Task details:
Lines that include the word "this" are the ones to copy.

--- Begin Available data ---

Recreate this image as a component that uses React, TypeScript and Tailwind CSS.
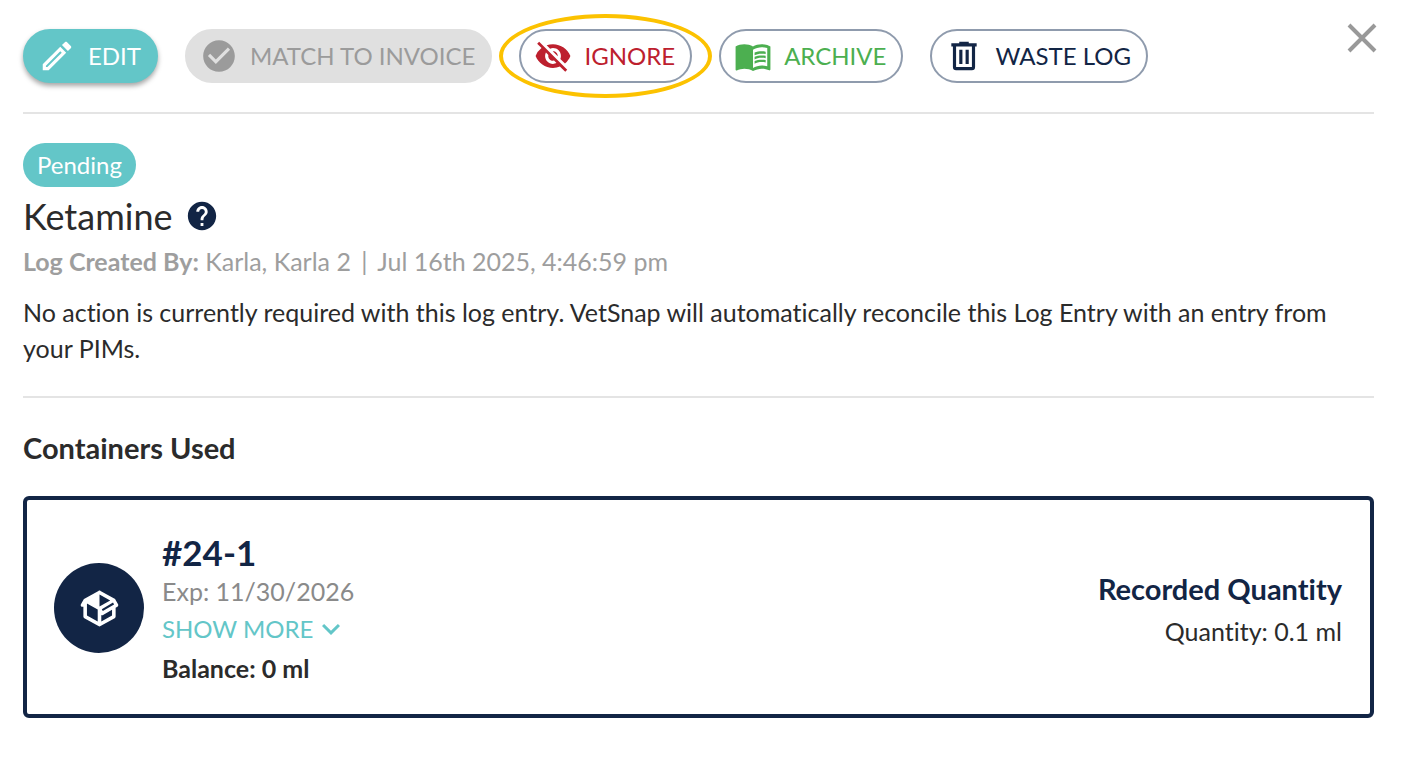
import type { ReactNode } from "react";
import { MdCheckCircle, MdHelp, MdMenuBook, MdVisibilityOff } from "react-icons/md";

const PENCIL =
  "M14.06,9L15,9.94L5.92,19H5V18.08L14.06,9M17.66,3C17.41,3 17.15,3.1 16.96,3.29L15.13,5.12L18.88,8.87L20.71,7.04C21.1,6.65 21.1,6 20.71,5.63L18.37,3.29C18.17,3.09 17.92,3 17.66,3M14.06,6.19L3,17.25V21H6.75L17.81,9.94L14.06,6.19Z";
const TRASH =
  "M9,3V4H4V6H5V19A2,2 0 0,0 7,21H17A2,2 0 0,0 19,19V6H20V4H15V3H9M7,6H17V19H7V6M9,8V17H11V8H9M13,8V17H15V8H13Z";
const PACKAGE =
  "M2,10.96C1.5,10.68 1.35,10.07 1.63,9.59L3.13,7C3.24,6.8 3.41,6.66 3.6,6.58L11.43,2.18C11.59,2.06 11.79,2 12,2C12.21,2 12.41,2.06 12.57,2.18L20.47,6.62C20.66,6.72 20.82,6.88 20.91,7.08L22.36,9.6C22.64,10.08 22.47,10.69 22,10.96L21,11.54V16.5C21,16.88 20.79,17.21 20.47,17.38L12.57,21.82C12.41,21.94 12.21,22 12,22C11.79,22 11.59,21.94 11.43,21.82L3.53,17.38C3.21,17.21 3,16.88 3,16.5V10.96C2.7,11.13 2.32,11.14 2,10.96M12,4.15V4.15L12,10.85V10.85L17.96,7.5L12,4.15M5,15.91L11,19.29V12.58L5,9.21V15.91M19,15.91V12.69L14,15.59C13.67,15.77 13.3,15.76 13,15.6V19.29L19,15.91M13.85,13.36L20.13,9.73L19.55,8.72L13.27,12.35L13.85,13.36Z";

function Glyph({ d, className }: { d: string; className: string }) {
  return (
    <svg viewBox="0 0 24 24" fill="currentColor" aria-hidden="true" className={className}>
      <path d={d} />
    </svg>
  );
}

function ActionButton({
  icon,
  label,
  className,
  disabled,
}: {
  icon: ReactNode;
  label: string;
  className: string;
  disabled?: boolean;
}) {
  return (
    <button
      type="button"
      disabled={disabled}
      className={`flex h-[54px] items-center gap-3 whitespace-nowrap rounded-full border-2 pl-[13px] pr-[15px] text-[24px] leading-8 ${className}`}
    >
      {icon}
      {label}
    </button>
  );
}

export default function App() {
  return (
    <main className="bg-white pl-[23px] pr-[27px] pt-7 pb-10 font-['Lato',sans-serif] text-[#2b2b2b] [font-variant-ligatures:none]">
      <header className="flex items-start justify-between border-b-2 border-[#e4e4e4] pb-[29px]">
        <div className="flex gap-[27px] pt-px">
          <ActionButton
            icon={<Glyph d={PENCIL} className="size-[38px]" />}
            label="EDIT"
            className="border-[#63c6c8] bg-[#63c6c8] text-white shadow-[0_3px_5px_rgba(0,0,0,0.35)]"
          />
          <ActionButton
            disabled
            icon={<MdCheckCircle className="size-[38px]" />}
            label="MATCH TO INVOICE"
            className="border-[#e0e0e0] bg-[#e0e0e0] text-[#9b9b9b]"
          />
          <div className="relative">
            <ActionButton
              icon={<MdVisibilityOff className="size-[38px]" />}
              label="IGNORE"
              className="border-[#8f9bad] text-[#bd202e]"
            />
            <div className="pointer-events-none absolute -inset-x-5 -inset-y-[15px] rounded-[50%] border-4 border-[#fcc200]" />
          </div>
          <ActionButton
            icon={<MdMenuBook className="size-[38px]" />}
            label="ARCHIVE"
            className="border-[#8f9bad] text-[#4caf50]"
          />
          <ActionButton
            icon={<Glyph d={TRASH} className="size-[38px]" />}
            label="WASTE LOG"
            className="border-[#8f9bad] text-[#122545]"
          />
        </div>
        <button type="button" aria-label="Close" className="-mr-2.5 -mt-3 p-1 text-[#999]">
          <svg viewBox="0 0 36 36" fill="none" stroke="currentColor" strokeWidth="4" className="size-9" aria-hidden="true">
            <path d="M5 5 31 31M31 5 5 31" />
          </svg>
        </button>
      </header>

      <section className="border-b-2 border-[#e4e4e4] pt-[29px] pb-[30px]">
        <span className="inline-flex h-11 items-center rounded-full bg-[#63c6c8] px-[14px] text-[24px] text-white">
          Pending
        </span>
        <h1 className="mt-1.5 flex items-center gap-3 text-[36px] leading-[46px]">
          Ketamine
          <MdHelp className="size-[34px] text-[#122545]" aria-label="Help" />
        </h1>
        <p className="mt-1 text-[25px] leading-9 text-[#9e9e9e]">
          <b>Log Created By:</b> Karla, Karla 2 <span className="mx-1">|</span> Jul 16th 2025, 4:46:59 pm
        </p>
        <p className="mt-[15px] text-[25px] leading-9">
          No action is currently required with this log entry. VetSnap will automatically reconcile this Log Entry with an
          entry from your PIMs.
        </p>
      </section>

      <section className="pt-[30px]">
        <h2 className="text-[29px] font-bold leading-10">Containers Used</h2>
        <article className="mt-7 flex items-center gap-[18px] rounded-md border-4 border-[#122545] pl-[27px] pr-7 pt-8 pb-[26px]">
          <div className="mb-1 flex size-[90px] shrink-0 items-center justify-center rounded-full bg-[#122545] text-white">
            <Glyph d={PACKAGE} className="size-[43px]" />
          </div>
          <div className="flex-1">
            <h3 className="text-[35px] font-bold leading-10 text-[#122545]">#24-1</h3>
            <p className="text-[25px] leading-[38px] text-[#8a8a8a]">Exp: 11/30/2026</p>
            <button type="button" className="flex items-center text-[24px] leading-[38px] text-[#63c6c8]">
              SHOW MORE
              <svg viewBox="0 0 24 24" fill="currentColor" className="size-9" aria-hidden="true">
                <path d="M7.41 8.59 12 13.17l4.59-4.58L18 10l-6 6-6-6z" />
              </svg>
            </button>
            <p className="text-[25px] font-bold leading-10">Balance: 0 ml</p>
          </div>
          <div className="text-right">
            <p className="text-[29px] font-bold leading-[43px] text-[#122545]">Recorded Quantity</p>
            <p className="text-[25px] leading-[43px]">Quantity: 0.1 ml</p>
          </div>
        </article>
      </section>
    </main>
  );
}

--- End Available data ---

Output below:
Recreate this image as a component that uses React, TypeScript and Tailwind CSS.
          No action is currently required with this log entry. VetSnap will automatically reconcile this Log Entry with an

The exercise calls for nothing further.